§ TASK GOAL:
Leave out the pictures and repeat the rest of the material exactly.

§ DATA SEGMENT:
--*--
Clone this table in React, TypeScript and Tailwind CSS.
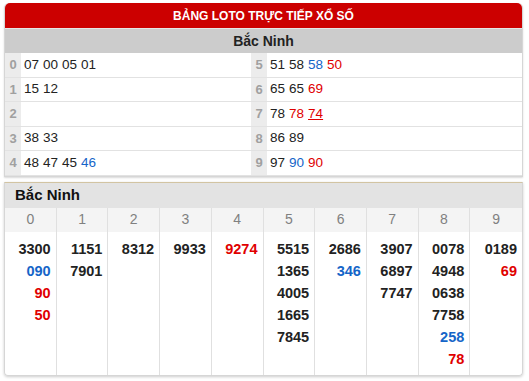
const loto: { d: string; nums: { v: string; c?: "blue" | "red"; u?: boolean }[] }[] = [
  { d: "0", nums: [{ v: "07" }, { v: "00" }, { v: "05" }, { v: "01" }] },
  { d: "5", nums: [{ v: "51" }, { v: "58" }, { v: "58", c: "blue" }, { v: "50", c: "red" }] },
  { d: "1", nums: [{ v: "15" }, { v: "12" }] },
  { d: "6", nums: [{ v: "65" }, { v: "65" }, { v: "69", c: "red" }] },
  { d: "2", nums: [] },
  { d: "7", nums: [{ v: "78" }, { v: "78", c: "red" }, { v: "74", c: "red", u: true }] },
  { d: "3", nums: [{ v: "38" }, { v: "33" }] },
  { d: "8", nums: [{ v: "86" }, { v: "89" }] },
  { d: "4", nums: [{ v: "48" }, { v: "47" }, { v: "45" }, { v: "46", c: "blue" }] },
  { d: "9", nums: [{ v: "97" }, { v: "90", c: "blue" }, { v: "90", c: "red" }] },
];

// each column of the "đầu / đuôi" table
const cols: { v: string; c?: "blue" | "red" }[][] = [
  [{ v: "3300" }, { v: "090", c: "blue" }, { v: "90", c: "red" }, { v: "50", c: "red" }],
  [{ v: "1151" }, { v: "7901" }],
  [{ v: "8312" }],
  [{ v: "9933" }],
  [{ v: "9274", c: "red" }],
  [{ v: "5515" }, { v: "1365" }, { v: "4005" }, { v: "1665" }, { v: "7845" }],
  [{ v: "2686" }, { v: "346", c: "blue" }],
  [{ v: "3907" }, { v: "6897" }, { v: "7747" }],
  [{ v: "0078" }, { v: "4948" }, { v: "0638" }, { v: "7758" }, { v: "258", c: "blue" }, { v: "78", c: "red" }],
  [{ v: "0189" }, { v: "69", c: "red" }],
];

const colorOf = (c?: string) =>
  c === "blue" ? "text-[#1565c8]" : c === "red" ? "text-[#e00000]" : "text-[#222]";

export default function App() {
  return (
    <div className="w-[529px] h-[381px] bg-white px-[4px] pt-[3px] font-['Liberation_Sans',Arial,sans-serif]">
      {/* top table */}
      <div className="w-[519px] border border-[#d6d6d6] border-t-0 rounded-t-[5px] shadow-[0_1px_2px_rgba(0,0,0,0.15)]">
        <div className="h-[25px] bg-[#cc0000] rounded-t-[5px] flex items-center justify-center text-white font-bold text-[12px]">
          BẢNG LOTO TRỰC TIẾP XỔ SỐ
        </div>
        <div className="h-[25px] bg-[#cccccc] border-t border-[#e6e6e6] flex items-center justify-center font-bold text-[14px] text-[#222]">
          Bắc Ninh
        </div>
        <div className="grid grid-cols-[246px_1fr]">
          {loto.map((r, i) => (
            <div key={i} className="h-[24.6px] flex border-b border-[#e2e2e2]">
              <div className="w-[16px] bg-[#ececec] flex items-center justify-center text-[#a0a0a0] font-bold text-[13px]">
                {r.d}
              </div>
              <div className="flex-1 flex items-center gap-[4px] pl-[3px] text-[13.5px] text-[#1a1a1a]">
                {r.nums.map((n, j) => (
                  <span key={j} className={`${colorOf(n.c)} ${n.u ? "underline" : ""}`}>
                    {n.v}
                  </span>
                ))}
              </div>
            </div>
          ))}
        </div>
      </div>

      {/* bottom table */}
      <div className="mt-[5px] w-[519px] border border-[#d6d6d6] border-t-[#d2c4a2] rounded-b-[4px] shadow-[0_1px_3px_rgba(0,0,0,0.2)]">
        <div className="h-[25px] bg-[#e3e3e3] flex items-center pl-[10px] font-bold text-[15px] text-[#111]">
          Bắc Ninh
        </div>
        <div className="grid grid-cols-10">
          {cols.map((col, i) => (
            <div key={i} className={`flex flex-col ${i < 9 ? "border-r border-[#e0e0e0]" : ""}`}>
              <div className="h-[24px] bg-[#f4f4f4] flex items-center justify-center text-[14px] text-[#808080]">
                {i}
              </div>
              <div className="h-[143px] pt-[6px] pr-[5px] flex flex-col items-end">
                {col.map((n, j) => (
                  <span key={j} className={`h-[22px] leading-[22px] font-bold text-[14.5px] ${colorOf(n.c)}`}>
                    {n.v}
                  </span>
                ))}
              </div>
            </div>
          ))}
        </div>
      </div>
    </div>
  );
}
--*--
§ ANSWER TO THE TASK:
Clone this table in React, TypeScript and Tailwind CSS.
const loto: { d: string; nums: { v: string; c?: "blue" | "red"; u?: boolean }[] }[] = [
  { d: "0", nums: [{ v: "07" }, { v: "00" }, { v: "05" }, { v: "01" }] },
  { d: "5", nums: [{ v: "51" }, { v: "58" }, { v: "58", c: "blue" }, { v: "50", c: "red" }] },
  { d: "1", nums: [{ v: "15" }, { v: "12" }] },
  { d: "6", nums: [{ v: "65" }, { v: "65" }, { v: "69", c: "red" }] },
  { d: "2", nums: [] },
  { d: "7", nums: [{ v: "78" }, { v: "78", c: "red" }, { v: "74", c: "red", u: true }] },
  { d: "3", nums: [{ v: "38" }, { v: "33" }] },
  { d: "8", nums: [{ v: "86" }, { v: "89" }] },
  { d: "4", nums: [{ v: "48" }, { v: "47" }, { v: "45" }, { v: "46", c: "blue" }] },
  { d: "9", nums: [{ v: "97" }, { v: "90", c: "blue" }, { v: "90", c: "red" }] },
];

// each column of the "đầu / đuôi" table
const cols: { v: string; c?: "blue" | "red" }[][] = [
  [{ v: "3300" }, { v: "090", c: "blue" }, { v: "90", c: "red" }, { v: "50", c: "red" }],
  [{ v: "1151" }, { v: "7901" }],
  [{ v: "8312" }],
  [{ v: "9933" }],
  [{ v: "9274", c: "red" }],
  [{ v: "5515" }, { v: "1365" }, { v: "4005" }, { v: "1665" }, { v: "7845" }],
  [{ v: "2686" }, { v: "346", c: "blue" }],
  [{ v: "3907" }, { v: "6897" }, { v: "7747" }],
  [{ v: "0078" }, { v: "4948" }, { v: "0638" }, { v: "7758" }, { v: "258", c: "blue" }, { v: "78", c: "red" }],
  [{ v: "0189" }, { v: "69", c: "red" }],
];

const colorOf = (c?: string) =>
  c === "blue" ? "text-[#1565c8]" : c === "red" ? "text-[#e00000]" : "text-[#222]";

export default function App() {
  return (
    <div className="w-[529px] h-[381px] bg-white px-[4px] pt-[3px] font-['Liberation_Sans',Arial,sans-serif]">
      {/* top table */}
      <div className="w-[519px] border border-[#d6d6d6] border-t-0 rounded-t-[5px] shadow-[0_1px_2px_rgba(0,0,0,0.15)]">
        <div className="h-[25px] bg-[#cc0000] rounded-t-[5px] flex items-center justify-center text-white font-bold text-[12px]">
          BẢNG LOTO TRỰC TIẾP XỔ SỐ
        </div>
        <div className="h-[25px] bg-[#cccccc] border-t border-[#e6e6e6] flex items-center justify-center font-bold text-[14px] text-[#222]">
          Bắc Ninh
        </div>
        <div className="grid grid-cols-[246px_1fr]">
          {loto.map((r, i) => (
            <div key={i} className="h-[24.6px] flex border-b border-[#e2e2e2]">
              <div className="w-[16px] bg-[#ececec] flex items-center justify-center text-[#a0a0a0] font-bold text-[13px]">
                {r.d}
              </div>
              <div className="flex-1 flex items-center gap-[4px] pl-[3px] text-[13.5px] text-[#1a1a1a]">
                {r.nums.map((n, j) => (
                  <span key={j} className={`${colorOf(n.c)} ${n.u ? "underline" : ""}`}>
                    {n.v}
                  </span>
                ))}
              </div>
            </div>
          ))}
        </div>
      </div>

      {/* bottom table */}
      <div className="mt-[5px] w-[519px] border border-[#d6d6d6] border-t-[#d2c4a2] rounded-b-[4px] shadow-[0_1px_3px_rgba(0,0,0,0.2)]">
        <div className="h-[25px] bg-[#e3e3e3] flex items-center pl-[10px] font-bold text-[15px] text-[#111]">
          Bắc Ninh
        </div>
        <div className="grid grid-cols-10">
          {cols.map((col, i) => (
            <div key={i} className={`flex flex-col ${i < 9 ? "border-r border-[#e0e0e0]" : ""}`}>
              <div className="h-[24px] bg-[#f4f4f4] flex items-center justify-center text-[14px] text-[#808080]">
                {i}
              </div>
              <div className="h-[143px] pt-[6px] pr-[5px] flex flex-col items-end">
                {col.map((n, j) => (
                  <span key={j} className={`h-[22px] leading-[22px] font-bold text-[14.5px] ${colorOf(n.c)}`}>
                    {n.v}
                  </span>
                ))}
              </div>
            </div>
          ))}
        </div>
      </div>
    </div>
  );
}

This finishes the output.